Methodology

Our number is lower.
That's the point.

Every tracker shows a different PnL for the same wallet — the venue's own page, the hype terminals, us. That isn't a bug in one of them; it's a difference in what gets counted. Most numbers are built to look big. Ours is built to survive checking. Here is exactly what we count, what we refuse to count, and how the score is made — so you can audit the method instead of trusting the brand.
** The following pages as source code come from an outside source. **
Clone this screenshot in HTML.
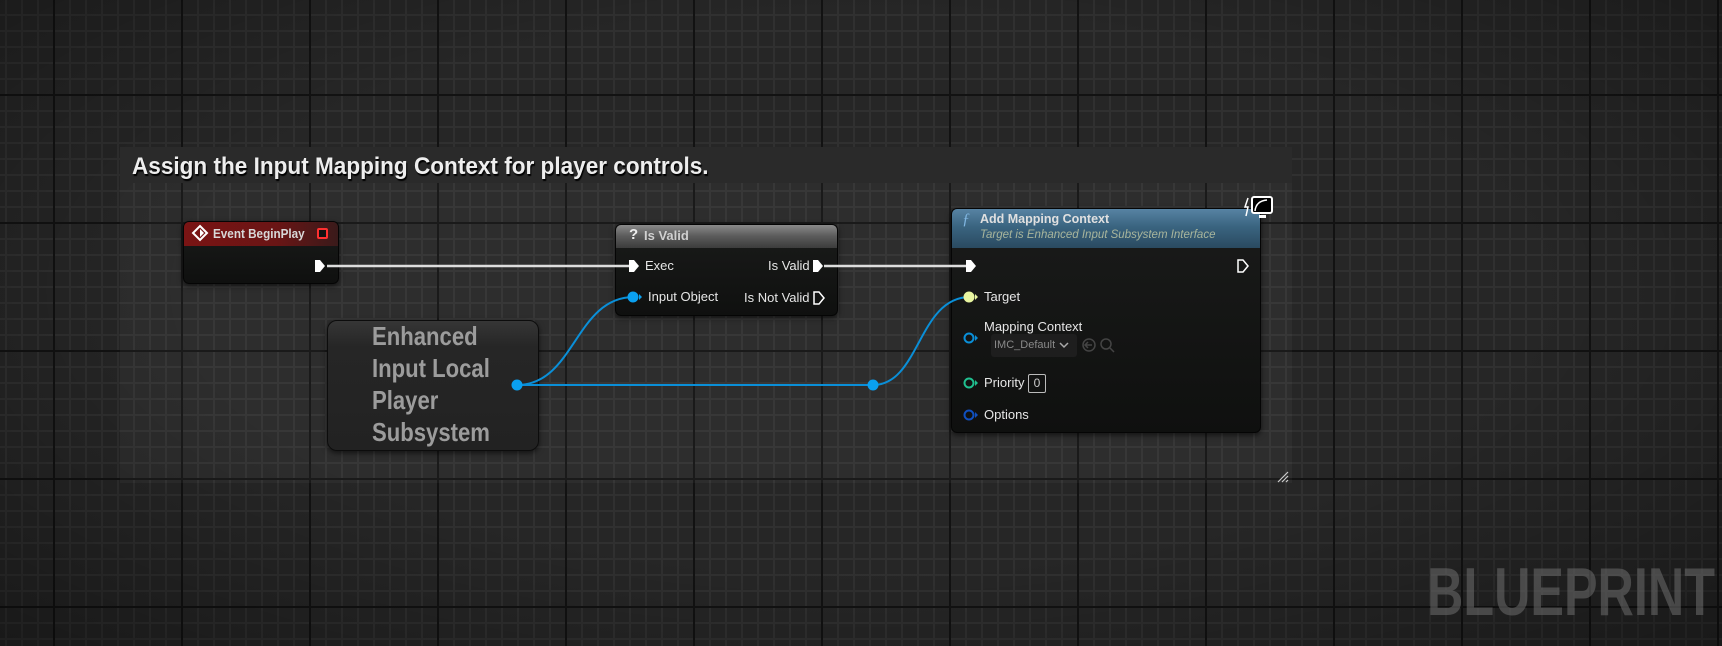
<!DOCTYPE html>
<html><head><meta charset="utf-8"><style>
*{margin:0;padding:0;box-sizing:border-box}
body{width:1722px;height:646px;overflow:hidden;position:relative;font-family:"Liberation Sans",sans-serif;
background:
linear-gradient(90deg,#121212 2px,transparent 2px) 53px 0/128px 100%,
linear-gradient(#121212 2px,transparent 2px) 0 94px/100% 128px,
linear-gradient(90deg,#303030 2px,transparent 2px) 5px 0/16px 100%,
linear-gradient(#303030 2px,transparent 2px) 0 14px/100% 16px,
#262626;}
.vig{position:absolute;inset:0;background:radial-gradient(ellipse at 50% 45%,rgba(0,0,0,0) 55%,rgba(0,0,0,.35) 100%)}
.abs{position:absolute}
.cm{left:120px;top:147px;width:1172px;height:336px;background:rgba(255,255,255,.035)}
.cmt{left:120px;top:147px;width:1172px;height:36px;background:#2a2a2a}
.cmtx{left:132px;top:153px;color:#eee;font:bold 24px "Liberation Sans",sans-serif;text-shadow:1px 2px 1px #000;transform:scaleX(.94);transform-origin:0 0;white-space:nowrap}
.node{position:absolute;border-radius:6px;background:linear-gradient(#1a1b1a,#0f100f);border:1px solid #050505;box-shadow:0 2px 6px rgba(0,0,0,.6);overflow:hidden}
.hd{position:absolute;left:0;right:0;top:0;color:#ddd;font-size:13px}
.t{position:absolute;color:#e6e6e6;font-size:13px;white-space:nowrap}
</style></head><body>
<div class="vig"></div>
<div class="abs cm"></div>
<div class="abs cmt"></div>
<div class="abs cmtx">Assign the Input Mapping Context for player controls.</div>

<div class="node" style="left:183px;top:221px;width:156px;height:63px">
 <div class="hd" style="height:24px;background:linear-gradient(90deg,#7a1414,#6a1515 60%,#3a1a1a)"></div>
</div>
<div class="t" style="left:213px;top:226px;font-weight:bold;color:#d8d8d8;transform:scaleX(.9);transform-origin:0 0">Event BeginPlay</div>

<div class="node" style="left:615px;top:224px;width:223px;height:92px">
 <div class="hd" style="height:23px;background:linear-gradient(180deg,#8a8a8a,#5a5a5a 50%,#3c3c3c)"></div>
</div>
<div class="t" style="left:629px;top:226px;font-weight:bold;font-size:15px;color:#eee">?</div>
<div class="t" style="left:644px;top:228px;font-weight:bold;color:#d0d0d0">Is Valid</div>
<div class="t" style="left:645px;top:258px">Exec</div>
<div class="t" style="left:768px;top:258px">Is Valid</div>
<div class="t" style="left:648px;top:289px">Input Object</div>
<div class="t" style="left:744px;top:290px">Is Not Valid</div>

<div class="abs" style="left:327px;top:320px;width:212px;height:131px;border-radius:10px;background:linear-gradient(#363636,#262626 20%,#222);border:1px solid #0c0c0c;box-shadow:0 2px 6px rgba(0,0,0,.6)"></div>
<div class="abs" style="left:372px;top:320px;color:#9c9c9c;font:bold 26px/32px 'Liberation Sans',sans-serif;transform:scaleX(.85);transform-origin:0 0;white-space:nowrap">Enhanced<br>Input Local<br>Player<br>Subsystem</div>

<div class="node" style="left:951px;top:208px;width:310px;height:225px">
 <div class="hd" style="height:39px;background:linear-gradient(180deg,#5783a3,#3a6480 45%,#2a4a60)"></div>
</div>
<div class="t" style="left:962px;top:211px;color:#7fb5e0;font:italic 16px 'Liberation Serif',serif">ƒ</div>
<div class="t" style="left:980px;top:212px;font-weight:bold;font-size:12.5px;color:#e0e0e0">Add Mapping Context</div>
<div class="t" style="left:980px;top:229px;font-style:italic;font-size:11.5px;color:#a8b59c">Target is Enhanced Input Subsystem Interface</div>
<div class="t" style="left:984px;top:289px">Target</div>
<div class="t" style="left:984px;top:319px">Mapping Context</div>
<div class="abs" style="left:991px;top:334px;width:86px;height:23px;background:#1e1e1e;border-radius:3px"></div>
<div class="t" style="left:994px;top:339px;font-size:11px;color:#8a8a8a">IMC_Default</div>
<div class="t" style="left:984px;top:375px">Priority</div>
<div class="abs" style="left:1028px;top:374px;width:18px;height:19px;border:1px solid #bbb;border-radius:2px;color:#ccc;font-size:12px;text-align:center;line-height:17px">0</div>
<div class="t" style="left:984px;top:407px">Options</div>

<div class="abs" style="left:1427px;top:558px;color:rgba(110,110,110,.55);font:bold 68px 'Liberation Sans',sans-serif;transform:scaleX(.74);transform-origin:0 0;white-space:nowrap;line-height:68px">BLUEPRINT</div>

<svg class="abs" style="left:0;top:0" width="1722" height="646">
 <line x1="327" y1="266" x2="629" y2="266" stroke="#ddd" stroke-width="2.5"/>
 <line x1="824" y1="266" x2="966" y2="266" stroke="#ddd" stroke-width="2.5"/>
 <path d="M517 385 C575 385 575 297 634 297" fill="none" stroke="#0a8fd8" stroke-width="2"/>
 <line x1="517" y1="385" x2="873" y2="385" stroke="#0a8fd8" stroke-width="2"/>
 <path d="M873 385 C920 385 918 297 970 297" fill="none" stroke="#0a8fd8" stroke-width="2"/>
 <circle cx="517" cy="385" r="5.5" fill="#0aa0f0"/>
 <circle cx="873" cy="385" r="5.5" fill="#0aa0f0"/>
 <path d="M200 226 l7 7 l-7 7 l-7 -7z" fill="none" stroke="#fff" stroke-width="2"/>
 <path d="M200 229 l4 4 l-4 4z" fill="#fff"/>
 <rect x="318" y="229" width="9" height="9" fill="#111" stroke="#ff3030" stroke-width="2" rx="1"/>
 <g fill="#fff">
  <path d="M315 260 h5 l5 6 l-5 6 h-5z"/>
  <path d="M629 260 h5 l5 6 l-5 6 h-5z"/>
  <path d="M813 260 h5 l5 6 l-5 6 h-5z"/>
  <path d="M966 260 h5 l5 6 l-5 6 h-5z"/>
 </g>
 <g fill="none" stroke="#fff" stroke-width="1.5">
  <path d="M814 292 h5 l5 6 l-5 6 h-5z"/>
  <path d="M1238 260 h5 l5 6 l-5 6 h-5z"/>
 </g>
 <circle cx="633" cy="297" r="5.5" fill="#0aa0f0"/><path d="M639 294 l3 3 l-3 3z" fill="#0aa0f0"/>
 <circle cx="969" cy="297" r="5.5" fill="#e8f5a0"/><path d="M975 294 l3 3 l-3 3z" fill="#e8f5a0"/>
 <circle cx="969" cy="338" r="4.5" fill="none" stroke="#0a8fd8" stroke-width="2"/><path d="M975 335 l3 3 l-3 3z" fill="#0a8fd8"/>
 <circle cx="969" cy="383" r="4.5" fill="none" stroke="#20c090" stroke-width="2"/><path d="M975 380 l3 3 l-3 3z" fill="#20c090"/>
 <circle cx="969" cy="415" r="4.5" fill="none" stroke="#1050c0" stroke-width="2"/><path d="M975 412 l3 3 l-3 3z" fill="#1050c0"/>
 <path d="M1060 343 l4 4 l4 -4" fill="none" stroke="#aaa" stroke-width="1.5"/>
 <circle cx="1089" cy="345" r="6" fill="none" stroke="#444" stroke-width="1.5"/>
 <path d="M1092 345 h-6 m2 -3 l-3 3 l3 3" fill="none" stroke="#444" stroke-width="1.5"/>
 <circle cx="1106" cy="344" r="5" fill="none" stroke="#444" stroke-width="1.5"/>
 <line x1="1110" y1="348" x2="1114" y2="352" stroke="#444" stroke-width="1.5"/>
 <path d="M1248 198 l-3 9 h3 l-2 9" fill="none" stroke="#fff" stroke-width="1.5"/>
 <rect x="1252" y="197" width="20" height="16" rx="2" fill="#000" stroke="#fff" stroke-width="2"/>
 <path d="M1255 211 q1 -10 12 -11" fill="none" stroke="#fff" stroke-width="1.5"/>
 <rect x="1259" y="215" width="7" height="3" fill="#fff"/>
 <g stroke="#ccc" stroke-width="1.2">
  <line x1="1278" y1="482" x2="1288" y2="472"/>
  <line x1="1282" y1="482" x2="1288" y2="476"/>
  <line x1="1286" y1="482" x2="1288" y2="480"/>
 </g>
</svg>
</body></html>
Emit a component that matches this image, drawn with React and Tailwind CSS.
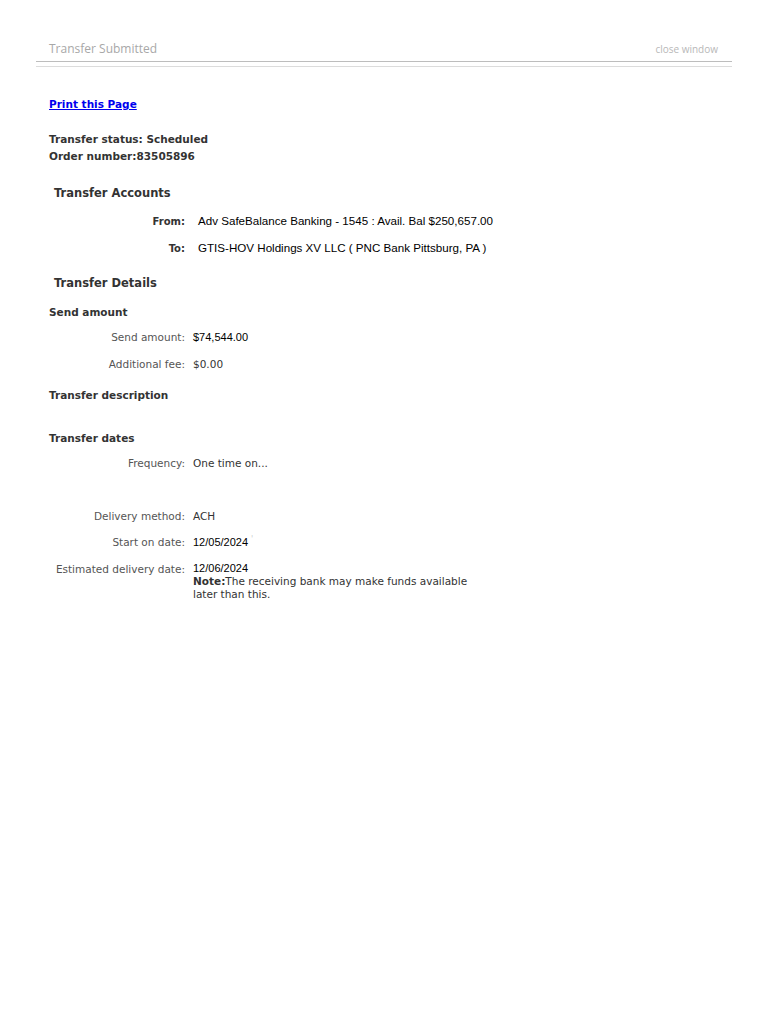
export default function App() {
  const verdana = { fontFamily: '"DejaVu Sans", Verdana, sans-serif' };
  const arial = { fontFamily: '"Liberation Sans", Arial, sans-serif' };
  const Row = ({ label, children, h = "h-[27px]", gap = "gap-[8px]", labelCls = "text-[10.5px] text-[#555]", valueCls = "" }) => (
    <div className={`flex items-center ${h} ${gap}`}>
      <div className={`w-[136px] shrink-0 text-right ${labelCls}`}>{label}</div>
      <div className={valueCls}>{children}</div>
    </div>
  );
  return (
    <div className="min-h-[1024px] w-[768px] bg-white" style={verdana}>
      <div className="mx-[36px] w-[696px] pt-[39px]">
        <div className="flex h-[20px] items-center justify-between px-[13px]">
          <span className="text-[12px] text-[#a8a8a8]" style={{ fontFamily: '"Open Sans", sans-serif' }}>Transfer Submitted</span>
          <span className="pr-[1px] text-[10px] text-[#b8b8b8]" style={{ fontFamily: '"Open Sans", sans-serif' }}>close window</span>
        </div>
        <div className="mt-[2px] h-px bg-[#bdbdbd]" />
        <div className="mt-[4px] h-px bg-[#dcdcdc]" />
      </div>
      <div className="pl-[49px]">
        <div className="mt-[28px] h-[16px] leading-[16px]">
          <a href="#" className="text-[10.5px] font-bold text-[#0000ee] underline">Print this Page</a>
        </div>
        <div className="mt-[20px] text-[10.5px] font-bold leading-[17px] text-[#333]">
          <div>Transfer status: Scheduled</div>
          <div>Order number:83505896</div>
        </div>
        <div className="ml-[5px] mt-[19px] h-[18px] text-[11.5px] font-bold leading-[18px] text-[#333]">Transfer Accounts</div>
        <div className="mt-[6px]">
          <Row label="From:" gap="gap-[13px]" labelCls="text-[10px] font-bold text-[#333]" valueCls="text-[11.6px] text-black">
            <span style={arial}>Adv SafeBalance Banking - 1545 : Avail. Bal $250,657.00</span>
          </Row>
          <Row label="To:" gap="gap-[13px]" labelCls="text-[10px] font-bold text-[#333]" valueCls="text-[11.6px] text-black">
            <span style={arial}>GTIS-HOV Holdings XV LLC ( PNC Bank Pittsburg, PA )</span>
          </Row>
        </div>
        <div className="ml-[5px] mt-[12px] h-[18px] text-[11.5px] font-bold leading-[18px] text-[#333]">Transfer Details</div>
        <div className="mt-[12px] h-[16px] text-[10.5px] font-bold leading-[16px] text-[#333]">Send amount</div>
        <div className="mt-[4px]">
          <Row label="Send amount:" valueCls="text-[11px] text-black">
            <span style={arial}>$74,544.00</span>
          </Row>
          <Row label="Additional fee:" valueCls="text-[10.5px] text-[#333]">$0.00</Row>
        </div>
        <div className="mt-[9px] h-[16px] text-[10.5px] font-bold leading-[16px] text-[#333]">Transfer description</div>
        <div className="mt-[27px] h-[16px] text-[10.5px] font-bold leading-[16px] text-[#333]">Transfer dates</div>
        <div className="mt-[10px]">
          <Row label="Frequency:" h="h-[16px]" valueCls="text-[10.5px] text-[#333]">One time on...</Row>
        </div>
        <div className="mt-[37px]">
          <Row label="Delivery method:" h="h-[16px]" valueCls="text-[10.5px] text-[#333]">ACH</Row>
        </div>
        <div className="mt-[10px]">
          <Row label="Start on date:" h="h-[16px]" valueCls="text-[11px] text-black">
            <span style={arial}>12/05/2024</span>
            <span className="ml-[3px] align-top text-[8px] text-[#ccc]">'</span>
          </Row>
        </div>
        <div className="mt-[10px] flex items-start gap-[8px]">
          <div className="w-[136px] shrink-0 text-right text-[10.5px] leading-[16px] text-[#555]">Estimated delivery date:</div>
          <div className="pt-[1px] text-[10.5px] leading-[13px] text-[#333]">
            <div className="text-[11px] text-black" style={arial}>12/06/2024</div>
            <div><span className="font-bold">Note:</span>The receiving bank may make funds available</div>
            <div>later than this.</div>
          </div>
        </div>
      </div>
    </div>
  );
}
We count realized, on-chain-traceable trades. Nothing else. If we can't trace it, we don't credit it.

What's counted

What's excluded — deliberately

ExcludedWhy
Unrealized / open positions"Up 90%" on an open bag is a screenshot, not a result. It counts when it settles.
Funding & fees (perps)We measure trading skill from trade fills; funding flows are reported separately by the venue. This is the main reason our perps number sits below the venue's account PnL — the relationship is measured and published in our receipts.
Tokens with no traceable purchaseIf a wallet sells tokens it never verifiably bought on-chain (airdrops, transfers in, unindexed sources), we drop the position rather than invent a cost basis. Windfalls aren't trading skill. This can make our number lower than inclusive trackers for wallets that dump received tokens.
Partial historiesIf we couldn't pull a wallet's complete record, its dollar figures are withheld and the row is marked partial. We don't publish numbers we haven't finished computing.

The verdict

Two questions, two axes. Is the edge real? — profit factor (gross wins ÷ gross losses), breadth (what share of gains come from the top 3 trades; concentrated gains are luck-prone), sample size, consistency. Can you actually follow it? — a wallet firing 90 trades a day can be genuinely skilled and still uncopyable: by the time you mirror it, you're buying the price it already got. Real edge and followable edge are different things, and we label them differently.

The score

The Tells Score (0–100) is a weighted blend of edge 40%, breadth 25%, sample robustness 20%, and consistency 15% — then capped by the verdict, so the number can never contradict the label: a wallet with a losing record can't score above the low 20s no matter how pretty its components, and a verified real edge has a floor. Grades: A ≥85 · B ≥70 · C ≥55 · D ≥35 · F below. Wallets with too little history get no score at all rather than a misleading one.

Receipts

We reconcile the engine against external ground truth across many wallets per venue — the venue's own published numbers, independent trackers — and keep a running public log of the results, including the misses. Where our number differs systematically (funding/fees, unrealized, untraceable tokens), the difference is quantified, not hidden. A number you can't check is just a claim.

Corrections

If a verdict concerns a wallet you control and you believe it's wrong, tell us what's off — we'll re-run it publicly and correct or annotate it within 48 hours. For a record-checker, the correction is the brand. We keep the raw data behind every published verdict so any number can be reproduced as of its post date.

What this isn't

Scores and labels are our opinion of what the public on-chain record shows, stated with the math open. They are not financial advice, not a recommendation to copy anyone, and not an accusation that any person has committed fraud. We have no signal to sell, no copy group, and no referral code — the only honest read in this market is the one from someone who doesn't want you in a trade.